Postgres uses a 32-bit transaction ID (XID) counter to determine row visibility under MVCC. As the counter approaches its maximum (~2 billion) Postgres will refuse to accept new write commands when fewer than one million IDs remain, to prevent the catastrophic semantic outcomes of wraparound (deleted rows reappearing, updated rows reverting, broken referential integrity). Routine VACUUM (or autovacuum) freezes old XIDs and keeps the counter from running away.
Sentry is “very write-heavy” and stores large relational tables, so they had been continually tuning autovacuum to keep ahead of XID consumption. On July 20 the protection tripped anyway. With writes blocked, the only safe path forward was to let the in-flight autovacuums complete; restarting into Postgres’s single-user mode would have meant interrupting them and potentially extending the outage. They had already failed the primary over to newer hardware with more memory and CPUs dedicated to maintenance, which is where the autovacuums were running.

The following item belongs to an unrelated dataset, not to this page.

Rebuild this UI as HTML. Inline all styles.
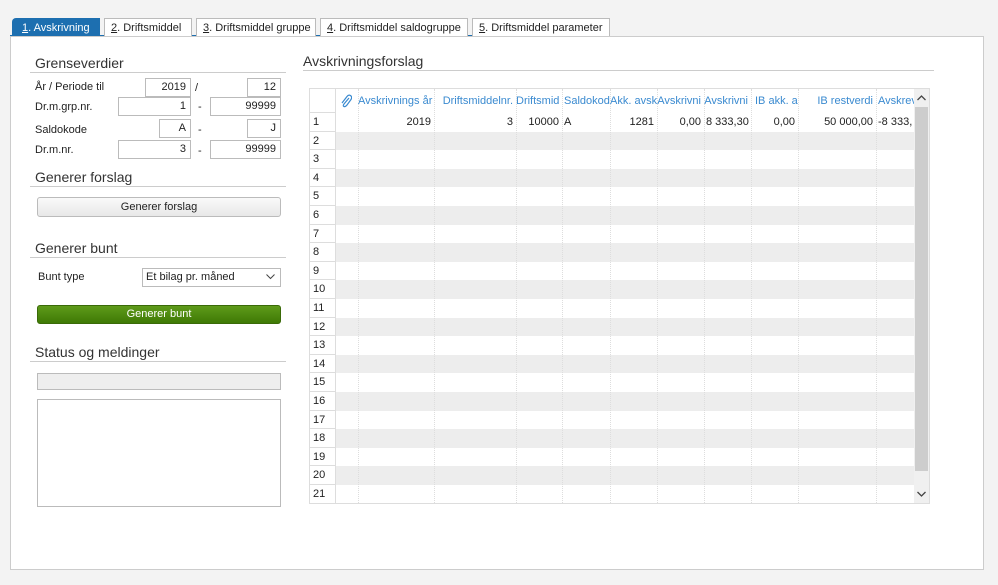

After several hours one of the autovacuums apparently failed or did not behave as expected — autovacuum verbosity was not enabled, so the logs offered no answer — and Postgres still refused writes. To keep the rest of the system from drowning while the database was read-only (Redis buffers ballooning, queue depth growing), Sentry flushed the entire event backlog to avoid making the situation worse. The database was eventually returned to a writeable state and Sentry came back online.
Committed follow-ups: keep autovacuum on and aggressively tuned for a write-heavy workload; provision enough headroom in maintenance memory and CPU that VACUUM can keep up under load; turn on autovacuum verbosity so future post-mortems aren’t blind to which vacuum did what; and treat XID consumption as a first-class observability metric, since “we’ll notice when it gets close” is not actually true at scale.